紛争

キラーロボット -近未来の兵器の予防

 2016年4月11~15日、スイス・ジュネーブの国連本部で、特定通常兵器使用禁止制限条約(CCW)の枠内で開催された「自律型致死兵器システム:LAWS」(Lethal Autonomous Weapons System)第3回非公式専門家会合に参加しました。日本政府も積極的な発言が注目された会議です。

 LAWSは、深刻な人道問題を引き起こしている無人戦闘機など遠隔操作型兵器とは異なり、まだ存在しない近未来の、致死性の自動無人兵器です。近い将来、「完全」自律型兵器が実用化される見通しです。

 私は人工知能(AI)の世界には疎い文系の人間ですが、対人地雷やクラスター(集束)爆弾の廃絶キャンペーンに共に関わった仲間で、1997年度のノーベル平和賞受賞者でもあるジョディ・ウィリアムズさんに誘われ、2013年の「キラー(殺傷)ロボット反対キャンペーン」に創設段階から関わりました。

 世界にはあまりに多くの問題が存在しているのに、まだ存在しない兵器の廃絶に関わっている暇があるのか、という思いもあります。そんな時、頭をよぎるのが、「核兵器が事前に禁止されていたら」「対人地雷が事前に禁止されていたら」という思いです。
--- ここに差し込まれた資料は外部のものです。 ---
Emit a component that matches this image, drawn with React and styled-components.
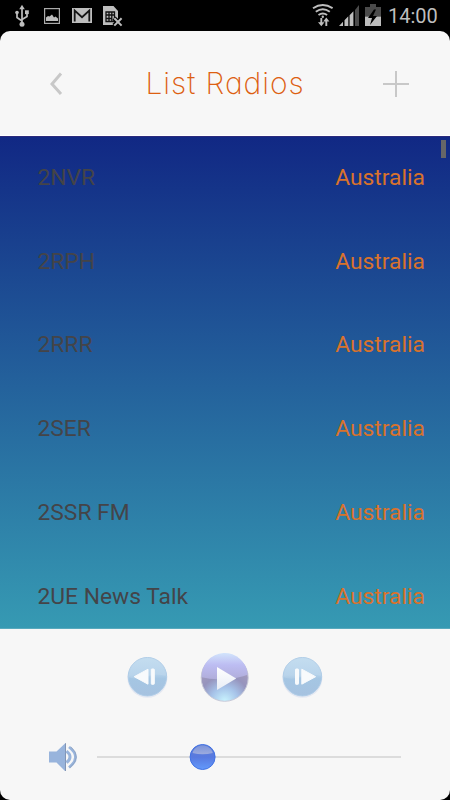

広島や長崎で、カンボジアやアフガニスタンで、数十万人の人々が、「犠牲者」や「被害者」ではなく、「普通の人」として人生をまっとうしていたはずだからです。

 CCWでは失明をもたらすレーザー兵器を実用化前に禁止した前例があります。非人道的な新兵器の存在に気付き、開発を未然に防ぐことができるチャンスがあるなら。やっぱり関わるべきだと思うのです。